(Code that builds pages)
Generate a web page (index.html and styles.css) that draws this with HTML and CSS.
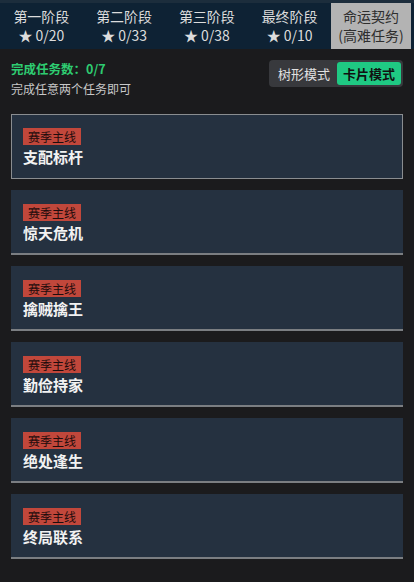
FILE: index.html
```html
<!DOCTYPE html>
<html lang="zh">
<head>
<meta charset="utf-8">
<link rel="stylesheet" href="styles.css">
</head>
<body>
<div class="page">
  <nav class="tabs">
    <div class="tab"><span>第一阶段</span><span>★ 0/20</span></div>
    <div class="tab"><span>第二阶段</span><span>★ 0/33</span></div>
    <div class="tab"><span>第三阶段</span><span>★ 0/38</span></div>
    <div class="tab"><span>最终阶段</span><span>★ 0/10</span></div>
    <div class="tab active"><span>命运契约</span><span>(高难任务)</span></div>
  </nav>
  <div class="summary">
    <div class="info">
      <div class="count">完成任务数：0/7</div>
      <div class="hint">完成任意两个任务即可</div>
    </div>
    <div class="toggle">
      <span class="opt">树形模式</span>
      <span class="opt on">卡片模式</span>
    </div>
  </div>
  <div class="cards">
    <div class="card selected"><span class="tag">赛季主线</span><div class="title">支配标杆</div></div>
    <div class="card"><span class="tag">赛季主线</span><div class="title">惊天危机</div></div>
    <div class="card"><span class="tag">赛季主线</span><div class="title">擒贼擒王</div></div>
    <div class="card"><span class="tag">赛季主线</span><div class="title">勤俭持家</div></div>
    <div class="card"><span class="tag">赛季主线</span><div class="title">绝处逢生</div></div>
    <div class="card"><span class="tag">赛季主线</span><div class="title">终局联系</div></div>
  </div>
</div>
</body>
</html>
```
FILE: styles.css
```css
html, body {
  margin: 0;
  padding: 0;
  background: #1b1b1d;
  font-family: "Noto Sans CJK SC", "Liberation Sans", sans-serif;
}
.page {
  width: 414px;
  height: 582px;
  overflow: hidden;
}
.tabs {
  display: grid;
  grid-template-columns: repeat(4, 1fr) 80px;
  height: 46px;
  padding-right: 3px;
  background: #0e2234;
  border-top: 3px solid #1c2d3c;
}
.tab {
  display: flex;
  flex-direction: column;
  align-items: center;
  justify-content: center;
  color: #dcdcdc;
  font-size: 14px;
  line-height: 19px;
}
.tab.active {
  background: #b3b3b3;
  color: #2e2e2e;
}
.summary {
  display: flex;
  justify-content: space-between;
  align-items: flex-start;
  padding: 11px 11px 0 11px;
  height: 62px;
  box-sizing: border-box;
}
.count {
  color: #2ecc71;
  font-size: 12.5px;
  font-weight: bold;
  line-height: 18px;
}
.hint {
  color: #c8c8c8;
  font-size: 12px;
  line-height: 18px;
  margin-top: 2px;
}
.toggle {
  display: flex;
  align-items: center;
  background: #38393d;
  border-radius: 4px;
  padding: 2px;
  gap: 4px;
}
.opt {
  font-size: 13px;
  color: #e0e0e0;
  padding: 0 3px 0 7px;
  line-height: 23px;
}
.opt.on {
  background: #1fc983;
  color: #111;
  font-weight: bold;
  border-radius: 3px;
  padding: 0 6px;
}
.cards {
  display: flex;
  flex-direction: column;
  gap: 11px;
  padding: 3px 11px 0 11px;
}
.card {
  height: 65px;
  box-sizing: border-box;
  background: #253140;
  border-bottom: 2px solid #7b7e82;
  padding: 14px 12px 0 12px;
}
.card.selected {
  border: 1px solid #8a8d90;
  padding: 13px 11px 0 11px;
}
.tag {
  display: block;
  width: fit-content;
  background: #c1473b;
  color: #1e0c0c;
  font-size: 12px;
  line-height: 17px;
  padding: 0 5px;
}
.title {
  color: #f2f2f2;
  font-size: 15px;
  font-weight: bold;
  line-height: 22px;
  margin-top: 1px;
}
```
* * *
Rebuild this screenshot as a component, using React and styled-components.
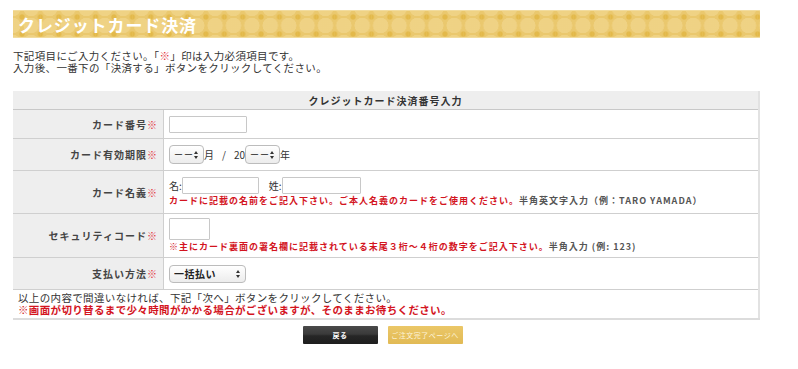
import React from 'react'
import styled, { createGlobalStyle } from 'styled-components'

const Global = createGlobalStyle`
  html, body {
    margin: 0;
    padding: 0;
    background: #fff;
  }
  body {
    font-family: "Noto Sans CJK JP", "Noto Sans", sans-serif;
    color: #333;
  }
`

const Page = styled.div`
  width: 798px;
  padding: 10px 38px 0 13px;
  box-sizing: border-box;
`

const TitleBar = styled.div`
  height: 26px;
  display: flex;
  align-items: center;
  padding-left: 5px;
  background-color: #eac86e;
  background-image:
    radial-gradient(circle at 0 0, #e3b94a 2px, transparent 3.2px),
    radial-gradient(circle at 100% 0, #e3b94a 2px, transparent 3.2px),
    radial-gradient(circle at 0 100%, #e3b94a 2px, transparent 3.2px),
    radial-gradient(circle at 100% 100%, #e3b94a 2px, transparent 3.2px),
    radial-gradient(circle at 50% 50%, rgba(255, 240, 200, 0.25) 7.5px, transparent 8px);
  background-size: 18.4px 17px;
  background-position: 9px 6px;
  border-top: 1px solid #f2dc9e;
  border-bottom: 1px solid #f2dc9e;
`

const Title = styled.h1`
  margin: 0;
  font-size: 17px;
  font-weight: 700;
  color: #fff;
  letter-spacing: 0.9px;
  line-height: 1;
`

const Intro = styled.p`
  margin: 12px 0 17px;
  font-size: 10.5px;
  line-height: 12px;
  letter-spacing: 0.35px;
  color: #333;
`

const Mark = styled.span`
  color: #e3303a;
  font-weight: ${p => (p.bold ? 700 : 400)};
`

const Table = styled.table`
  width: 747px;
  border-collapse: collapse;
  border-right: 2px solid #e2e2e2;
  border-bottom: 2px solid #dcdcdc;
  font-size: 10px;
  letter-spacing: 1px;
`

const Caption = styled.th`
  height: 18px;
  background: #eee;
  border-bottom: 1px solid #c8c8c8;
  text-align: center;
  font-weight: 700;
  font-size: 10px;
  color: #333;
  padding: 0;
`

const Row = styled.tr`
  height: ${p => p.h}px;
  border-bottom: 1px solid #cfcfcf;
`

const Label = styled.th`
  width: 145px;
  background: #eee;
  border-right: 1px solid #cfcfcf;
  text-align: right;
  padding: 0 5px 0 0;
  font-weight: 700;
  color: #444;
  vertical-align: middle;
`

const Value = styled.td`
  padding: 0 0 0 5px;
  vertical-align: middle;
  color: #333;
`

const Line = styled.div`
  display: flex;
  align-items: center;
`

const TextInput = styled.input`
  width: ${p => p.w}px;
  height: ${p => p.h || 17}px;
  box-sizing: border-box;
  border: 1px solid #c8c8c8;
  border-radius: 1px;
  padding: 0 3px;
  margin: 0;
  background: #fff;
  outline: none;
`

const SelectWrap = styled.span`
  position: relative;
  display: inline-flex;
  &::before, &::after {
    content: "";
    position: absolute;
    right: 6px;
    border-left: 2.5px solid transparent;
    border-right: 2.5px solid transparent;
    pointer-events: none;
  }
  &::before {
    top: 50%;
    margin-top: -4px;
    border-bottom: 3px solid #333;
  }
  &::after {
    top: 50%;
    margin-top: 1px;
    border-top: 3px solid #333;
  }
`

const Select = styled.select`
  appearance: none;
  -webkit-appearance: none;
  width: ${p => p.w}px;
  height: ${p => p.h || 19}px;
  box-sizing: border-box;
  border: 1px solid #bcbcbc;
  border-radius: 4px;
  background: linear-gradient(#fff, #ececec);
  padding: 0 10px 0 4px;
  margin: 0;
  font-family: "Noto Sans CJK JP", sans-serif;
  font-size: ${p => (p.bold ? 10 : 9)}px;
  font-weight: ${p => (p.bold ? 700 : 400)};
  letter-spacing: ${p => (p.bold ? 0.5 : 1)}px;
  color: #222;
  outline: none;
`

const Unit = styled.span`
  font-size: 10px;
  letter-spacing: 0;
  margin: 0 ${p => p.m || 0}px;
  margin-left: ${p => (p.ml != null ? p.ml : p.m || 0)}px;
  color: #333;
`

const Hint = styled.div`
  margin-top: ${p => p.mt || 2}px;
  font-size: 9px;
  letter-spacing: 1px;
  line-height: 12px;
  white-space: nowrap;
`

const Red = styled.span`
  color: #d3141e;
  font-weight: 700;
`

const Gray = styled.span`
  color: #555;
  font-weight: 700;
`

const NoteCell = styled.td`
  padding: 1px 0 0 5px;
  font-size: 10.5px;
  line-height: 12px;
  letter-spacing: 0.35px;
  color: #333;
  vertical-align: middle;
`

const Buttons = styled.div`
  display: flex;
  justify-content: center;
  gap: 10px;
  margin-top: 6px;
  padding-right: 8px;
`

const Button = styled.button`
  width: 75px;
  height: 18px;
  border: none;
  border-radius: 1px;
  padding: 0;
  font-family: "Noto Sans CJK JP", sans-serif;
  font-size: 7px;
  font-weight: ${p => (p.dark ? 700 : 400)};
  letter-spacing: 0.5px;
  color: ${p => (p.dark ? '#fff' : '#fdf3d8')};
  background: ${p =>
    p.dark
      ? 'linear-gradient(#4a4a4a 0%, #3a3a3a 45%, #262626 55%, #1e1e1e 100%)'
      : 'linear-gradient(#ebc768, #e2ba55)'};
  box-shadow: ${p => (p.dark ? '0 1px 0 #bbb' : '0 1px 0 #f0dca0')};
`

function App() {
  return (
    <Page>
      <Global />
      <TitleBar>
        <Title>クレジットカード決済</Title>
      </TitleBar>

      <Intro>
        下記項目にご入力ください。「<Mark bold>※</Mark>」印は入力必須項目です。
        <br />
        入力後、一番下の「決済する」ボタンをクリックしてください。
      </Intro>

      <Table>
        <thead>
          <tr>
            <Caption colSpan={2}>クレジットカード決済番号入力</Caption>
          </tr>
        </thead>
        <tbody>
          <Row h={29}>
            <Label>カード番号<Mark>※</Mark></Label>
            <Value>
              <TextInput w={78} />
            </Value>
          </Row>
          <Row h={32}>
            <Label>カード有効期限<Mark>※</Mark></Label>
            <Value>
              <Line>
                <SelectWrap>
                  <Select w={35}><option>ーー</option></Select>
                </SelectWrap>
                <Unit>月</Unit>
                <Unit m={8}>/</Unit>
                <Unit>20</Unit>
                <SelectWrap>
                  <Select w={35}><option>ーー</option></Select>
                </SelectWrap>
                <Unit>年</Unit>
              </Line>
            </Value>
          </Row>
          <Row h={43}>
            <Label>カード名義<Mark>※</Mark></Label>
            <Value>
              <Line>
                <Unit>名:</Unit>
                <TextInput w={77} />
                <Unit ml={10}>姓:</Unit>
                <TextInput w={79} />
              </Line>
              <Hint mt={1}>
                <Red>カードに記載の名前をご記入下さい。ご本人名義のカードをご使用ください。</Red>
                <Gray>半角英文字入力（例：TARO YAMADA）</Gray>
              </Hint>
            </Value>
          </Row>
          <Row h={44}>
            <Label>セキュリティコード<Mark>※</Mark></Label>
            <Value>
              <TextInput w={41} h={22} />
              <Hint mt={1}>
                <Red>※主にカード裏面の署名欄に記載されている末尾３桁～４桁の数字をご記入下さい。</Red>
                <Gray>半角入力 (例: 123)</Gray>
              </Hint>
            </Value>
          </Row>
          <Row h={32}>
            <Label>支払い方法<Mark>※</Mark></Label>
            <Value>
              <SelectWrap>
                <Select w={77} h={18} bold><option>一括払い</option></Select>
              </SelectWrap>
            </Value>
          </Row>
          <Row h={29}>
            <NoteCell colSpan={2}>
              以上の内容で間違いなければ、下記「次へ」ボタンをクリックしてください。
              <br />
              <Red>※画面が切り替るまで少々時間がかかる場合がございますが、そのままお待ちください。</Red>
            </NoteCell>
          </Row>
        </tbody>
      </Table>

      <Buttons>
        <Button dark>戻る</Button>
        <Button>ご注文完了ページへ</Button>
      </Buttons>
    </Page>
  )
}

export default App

→ **Your objective**: Check each line of the data above for the string "components" and report only how many lines have it.

→ **Solution**: 2